### Your objective
Count how many lines contain the word "React". Respond with the number alone.
-- start Dataset excerpt --
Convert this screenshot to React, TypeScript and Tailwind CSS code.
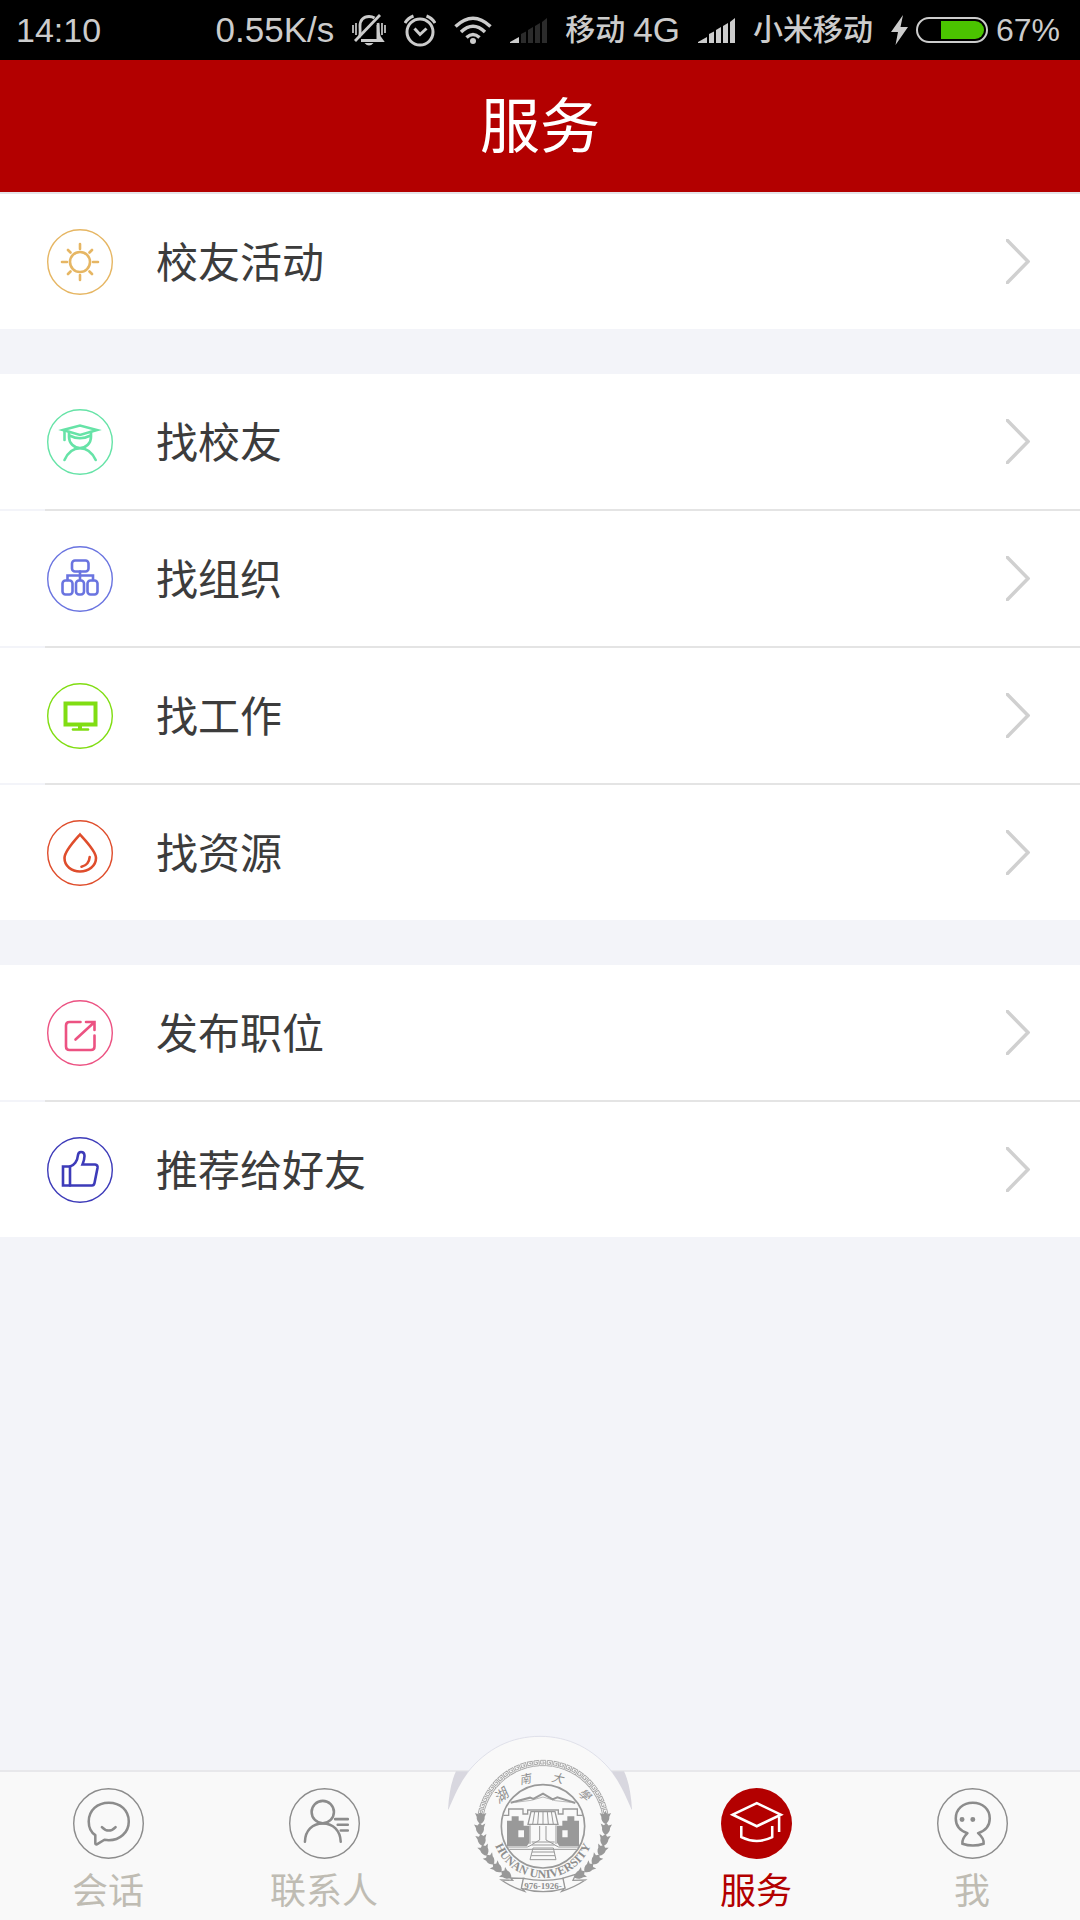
import React from 'react';

interface ServiceItem {
  label: string;
  color: string;
  icon: React.ReactNode;
}

interface TabItem {
  label: string;
  icon: React.ReactNode;
  active?: boolean;
}

const groups: ServiceItem[][] = [
  [
    {
      label: '校友活动',
      color: 'text-[#e6b663]',
      icon: (
        <>
          <circle cx="33" cy="33" r="10" />
          <path d="M33 15v5M33 46v5M15 33h5M46 33h5M21 21l2.500 2.500M42.500 42.500L45 45M21 45l2.500-2.500M42.500 23.500L45 21" />
        </>
      ),
    },
  ],
  [
    {
      label: '找校友',
      color: 'text-[#66e3a7]',
      icon: (
        <>
          <path d="M16 21L33 16.500L50 21L33 26Z" />
          <path d="M17.500 21.500V31" />
          <path d="M22 23v5a11 11 0 0 0 22 0v-5M22.500 26.500Q33 32 43.500 26.500" />
          <path d="M17.500 51C21 43 26 39.200 33 39.200S45 43 48.700 51" />
        </>
      ),
    },
    {
      label: '找组织',
      color: 'text-[#6a74e0]',
      icon: (
        <>
          <rect x="25" y="14.500" width="16.500" height="11" rx="3" />
          <path d="M33 25.500V34M20.500 34v-4.500H46V34" />
          <rect x="15.500" y="34.500" width="10" height="14" rx="3" />
          <rect x="29" y="34.500" width="8" height="14" rx="3" />
          <rect x="40.500" y="34.500" width="10" height="14" rx="3" />
        </>
      ),
    },
    {
      label: '找工作',
      color: 'text-[#80dd12]',
      icon: (
        <>
          <rect x="18.500" y="20.500" width="30" height="21" strokeWidth="4" />
          <path d="M33 43v3" strokeWidth="4" strokeLinecap="butt" />
          <path d="M26 46.500h15" />
        </>
      ),
    },
    {
      label: '找资源',
      color: 'text-[#df4d2c]',
      icon: (
        <>
          <path d="M33 14.500C29 19 17.500 31 17.500 38C17.500 46 24.500 51.500 33 51.500S49 46 49 38C49 31 37 19 33 14.500Z" />
          <path d="M42.700 37Q42 45 34.500 46.700" />
        </>
      ),
    },
  ],
  [
    {
      label: '发布职位',
      color: 'text-[#ec5282]',
      icon: (
        <>
          <path d="M33.500 22H22.500Q19 22 19 25.500V46.500Q19 50 22.500 50H44Q47.500 50 47.500 46.500V35.500" />
          <path d="M28.500 39.500L47 22.500M39 22H47.500V30" />
        </>
      ),
    },
    {
      label: '推荐给好友',
      color: 'text-[#3d3bb9]',
      icon: (
        <>
          <path d="M16 29.500H23C27 28.500 30.500 24 30.800 19C31 16.500 32 15 34 15C36 15 37.500 16.500 37.500 19C37.500 22.500 36.500 25 35.500 27.500H48Q51 28 50.500 31L47.500 46Q47 48.500 45 48.500H16Z" />
          <path d="M23 29.500V48.500" />
        </>
      ),
    },
  ],
];

const leftTabs: TabItem[] = [
  {
    label: '会话',
    icon: (
      <>
        <path d="M22 46.500C17.500 43.500 15.500 38.500 15.500 33C15.500 22 24 14.500 35.300 14.500S55 22 55 33S46 51.500 35.300 51.500L31 51L23.500 55.500Q22 56 22 54.500Z" />
        <path d="M28.500 38.500Q35.300 45.500 42 38.500" />
      </>
    ),
  },
  {
    label: '联系人',
    icon: (
      <>
        <circle cx="33.300" cy="23.700" r="11" />
        <path d="M15.700 53C16 42 23 35 33.300 35S50.500 42 51 53M45.500 30.700H58M48 36.300H58M51 42H58" />
      </>
    ),
  },
];

const rightTabs: TabItem[] = [
  {
    label: '服务',
    active: true,
    icon: (
      <>
        <path d="M11.500 26.300L35.300 15L59 26.300L35.300 37.700Z" strokeLinejoin="miter" />
        <path d="M57.300 28V43.500M20 37.500V48.500Q35.300 56 50.500 48.500V37.500" strokeLinecap="butt" />
      </>
    ),
  },
  {
    label: '我',
    icon: (
      <>
        <path d="M30 44.500C22.500 42 18.500 36.500 18.500 30C18.500 21 25.500 14.500 35.300 14.500S52 21 52 30C52 36.500 48 42 40.500 44.500C44 47.500 46.500 51 46 55Q35.300 58.500 25 55C24.500 51 27 47.500 30 44.500Z" />
        <circle cx="24.700" cy="31" r="1.200" fill="currentColor" />
        <circle cx="35.300" cy="31" r="1.200" fill="currentColor" />
      </>
    ),
  },
];

const SignalIcon: React.FC<{ level: number }> = ({ level }) => {
  const bars = ['M0 25V24L9 19V25Z', 'M11 25V16L16 13.500V25Z', 'M18 25V12L23 9V25Z', 'M25 25V8L30 5V25Z', 'M32 25V4L37 0V25Z'];
  return (
    <svg viewBox="0 0 37 25" className="h-[25px] w-[37px]">
      {bars.map((d, i) => (
        <path key={d} d={d} fill={i < level ? '#cccccc' : '#2b2b2b'} />
      ))}
    </svg>
  );
};

const StatusBar: React.FC = () => (
  <div className="flex h-[60px] items-center justify-between bg-black pl-4 pr-5 text-[35px] leading-[60px] whitespace-nowrap text-[#cccccc]">
    <span className="text-[34px]">14:10</span>
    <div className="flex items-center gap-[18px]">
      <span>0.55K/s</span>
      {/* muted / vibrate */}
      <svg viewBox="0 0 34 32" className="h-8 w-[34px]" fill="none" stroke="currentColor" strokeWidth="2.800">
        <path d="M7.500 23C8.500 20 8 16 8 12C8 6 11.500 2.500 17 2.500C19 2.500 21 3 22.500 4" />
        <path d="M3 27L28 1" />
        <path d="M26 9C27 13 25.500 19 27.500 23L30 26.500H9" />
        <path d="M24.500 11L27 10V25H24.500Z" fill="currentColor" stroke="none" />
        <path d="M12.500 29H21.500Q17 34 12.500 29Z" fill="currentColor" stroke="none" />
        <path d="M1 11v8M4 9v12M30 9v12M33 11v8" strokeWidth="1.700" />
      </svg>
      {/* alarm */}
      <svg viewBox="0 0 32 33" className="h-[33px] w-8" fill="none" stroke="currentColor" strokeWidth="3">
        <circle cx="16" cy="18" r="13" />
        <path d="M10.500 14.500L16 20.500L22.500 14.500" />
        <path d="M1 9Q4 4 9.500 2M31 9Q28 4 22.500 2" />
      </svg>
      {/* wifi */}
      <svg viewBox="0 0 38 28" className="h-7 w-[38px]" fill="none" stroke="currentColor" strokeWidth="3.500">
        <path d="M1.500 10.500Q19 -6 36.500 10.500M7 16Q19 4.500 31 16M12.500 21.500Q19 15.500 25.500 21.500" />
        <circle cx="19" cy="25" r="3" fill="currentColor" stroke="none" />
      </svg>
      <SignalIcon level={1} />
      <span className="flex gap-2">
        <span className="text-[30px] font-medium">移动</span>
        <span>4G</span>
      </span>
      <SignalIcon level={5} />
      <span className="text-[30px] font-medium">小米移动</span>
      <div className="flex items-center gap-2">
        <svg viewBox="0 0 17 30" className="h-[30px] w-[17px]" fill="currentColor">
          <path d="M12 0L0 17H7L4.500 30L17 12H9.500Z" />
        </svg>
        <svg viewBox="0 0 72 26" className="h-[26px] w-[72px]">
          <rect x="1" y="1" width="70" height="24" rx="12" fill="none" stroke="#cccccc" strokeWidth="2" />
          <path d="M25 4H59A9 9 0 0 1 59 22H25Z" fill="#4bc400" />
        </svg>
        <span className="text-[32px]">67%</span>
      </div>
    </div>
  </div>
);

const ServiceRow: React.FC<{ item: ServiceItem }> = ({ item }) => (
  <button type="button" className="flex h-[135px] w-full items-center bg-white pl-[47px] pr-[50px] text-left">
    <svg
      viewBox="0 0 66 66"
      className={`h-[66px] w-[66px] shrink-0 ${item.color}`}
      fill="none"
      stroke="currentColor"
      strokeWidth="2.600"
      strokeLinecap="round"
    >
      <circle cx="33" cy="33" r="32.300" strokeWidth="1.400" />
      {item.icon}
    </svg>
    <span className="ml-[43px] flex-1 pt-1 text-[42px] leading-[60px] text-[#3c3c3c]">{item.label}</span>
    <svg viewBox="0 0 24 45" className="h-[45px] w-6" fill="none" stroke="#d0d0d0" strokeWidth="3.500">
      <path d="M0 0L22 22.500L0 45" />
    </svg>
  </button>
);

const Tab: React.FC<{ tab: TabItem }> = ({ tab }) => (
  <button type="button" className="flex flex-1 flex-col items-center pt-4">
    <svg
      viewBox="0 0 70 70"
      className={`h-[71px] w-[71px] ${tab.active ? 'text-white' : 'text-[#8c8c8c]'}`}
      fill="none"
      stroke="currentColor"
      strokeWidth="2.500"
      strokeLinecap="round"
      strokeLinejoin="round"
    >
      {tab.active ? <circle cx="35" cy="35" r="35" fill="#b30000" stroke="none" /> : <circle cx="35" cy="35" r="34.300" strokeWidth="1.400" />}
      {tab.icon}
    </svg>
    <span className={`mt-1.5 text-[36px] leading-[54px] ${tab.active ? 'text-[#b30000]' : 'text-[#bfbcb3]'}`}>{tab.label}</span>
  </button>
);

// leaf positions on the left half of the wreath: x, y, rotation
const leaves = [
  [152, 293, 0],
  [150, 326, -4],
  [155, 359, -10],
  [163, 390, -22],
  [180, 418, -34],
  [201, 443, -46],
  [228, 463, -58],
];

const keyAngles = Array.from({ length: 27 }, (_, i) => (i - 13) * 5.9);

const Wreath: React.FC = () => (
  <g fill="#999999">
    {leaves.map(([x, y, r]) => (
      <path key={y} d="M0 19C-8 14 -13 6 -12 -3L-17 -14L-7 -10L0 -17L7 -10L17 -14L12 -3C13 6 8 14 0 19Z" transform={`translate(${x} ${y}) rotate(${r})`} />
    ))}
  </g>
);

const Emblem: React.FC = () => (
  <svg viewBox="0 0 660 600" className="h-[200px] w-[220px]">
    <path d="M78 154Q58 195 54 270Q64 262 72 245L120 154ZM582 154Q602 195 606 270Q596 262 588 245L540 154Z" fill="#d8d7df" />
    <path d="M54 272C82 205 100 175 120 150C175 82 245 49 330 49S485 82 540 150C560 175 578 205 606 272V600H54Z" fill="#f9f9f9" />
    <path d="M112 158C170 85 245 49 330 49S490 85 548 158" fill="none" stroke="#dfe0ea" strokeWidth="3" />

    {/* meander ring */}
    <g fill="none" stroke="#a6a6a6" strokeWidth="2.800">
      {keyAngles.map((a) => (
        <path key={a} d="M-9 8H8V-8H-7V3H3V-3H-2" transform={`rotate(${a} 339 319) translate(339 129)`} />
      ))}
    </g>

    <Wreath />
    <g transform="translate(678 0) scale(-1 1)">
      <Wreath />
    </g>

    <g fill="#8f8f8f" fontSize="35" textAnchor="middle" className="italic" fontFamily="'Noto Sans CJK TC', sans-serif">
      <text transform="translate(222 239) rotate(-38)" fontSize="42">湖</text>
      <text transform="translate(288 190) rotate(-12)">南</text>
      <text transform="translate(380 187) rotate(12)">大</text>
      <text transform="translate(455 234) rotate(40)">學</text>
    </g>

    {/* gate */}
    <g fill="none" stroke="#999999" strokeWidth="4">
      <circle cx="339" cy="319" r="125" strokeWidth="5" />
      <path d="M242 248L300 233L310 237L339 221L368 238L382 232L436 249" strokeWidth="6" />
      <path d="M256 247L304 241L339 231L376 242L422 247" strokeWidth="2" />
      <path d="M220 286H236V267H279V282H293V270H385V282H399V267H442V286H458" />
      <path d="M303 275L294 313H384L375 275Z" />
      <path d="M314 275L308 313M326 275L323 313M339 275V313M352 275L355 313M364 275L370 313" strokeWidth="3" />
      <path d="M300 316V372M378 316V372M329 318V360L305 374M348 318V360L374 374M305 366H374" strokeWidth="3" />
      <path d="M230 381H292L305 375H374L386 381H448M238 388H440" strokeWidth="3" />
      <path d="M309 384H370L378 419H300ZM306 396H373M304 407H375" strokeWidth="3" />
    </g>
    <g fill="#999999">
      <path fillRule="evenodd" d="M231 302H245V289H266V302H281V317H298V368L291 378H231ZM265 331V352H282V331Z" />
      <path fillRule="evenodd" d="M447 302H433V289H412V302H397V317H381V368L388 378H447ZM397 331V352H413V331Z" />
    </g>

    <path id="motto" d="M184 319A155 155 0 0 0 494 319" fill="none" />
    <text fill="#8f8f8f" fontSize="36" fontWeight="700" textAnchor="middle" fontFamily="'Liberation Serif', serif">
      <textPath href="#motto" startOffset="50%">HUNAN UNIVERSITY</textPath>
    </text>

    {/* ribbon */}
    <g fill="#f9f9f9" stroke="#999999" strokeWidth="4">
      <path d="M282 475L242 474L248 481L214 480Q244 501 284 514L275 503Z" />
      <path d="M397 475L437 463L429 481L466 480Q435 501 395 514L404 503Z" />
      <path d="M280 475Q339 487 399 475L405 505Q339 525 274 505Z" />
    </g>
    <text x="339" y="506" fill="#8f8f8f" fontSize="27" fontWeight="700" textAnchor="middle" fontFamily="'Liberation Serif', serif">
      976-1926-
    </text>
  </svg>
);

const App: React.FC = () => (
  <div className="flex min-h-screen flex-col bg-[#f3f4f9] font-['Liberation_Sans','Noto_Sans_CJK_SC',sans-serif]">
    <StatusBar />
    <header className="flex h-[132px] items-center justify-center bg-[#b30000] pt-1">
      <h1 className="text-[60px] leading-[84px] text-white">服务</h1>
    </header>

    <main className="flex flex-1 flex-col gap-[45px] border-t-2 border-[#e4e4e8]">
      {groups.map((group, i) => (
        <ul key={i}>
          {group.map((item, j) => (
            <li key={item.label}>
              {j > 0 && <div className="ml-[45px] h-0.5 bg-[#e4e4e4]" />}
              <ServiceRow item={item} />
            </li>
          ))}
        </ul>
      ))}
    </main>

    <nav className="relative flex h-[150px] border-t-2 border-[#e8e8eb] bg-[#f9f9f9]">
      {leftTabs.map((tab) => (
        <Tab key={tab.label} tab={tab} />
      ))}
      <div className="flex-1" />
      {rightTabs.map((tab) => (
        <Tab key={tab.label} tab={tab} />
      ))}
      <button type="button" aria-label="湖南大学" className="absolute bottom-0 left-1/2 -translate-x-1/2">
        <Emblem />
      </button>
    </nav>
  </div>
);

export default App;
-- end Dataset excerpt --
### Result for this exercise
11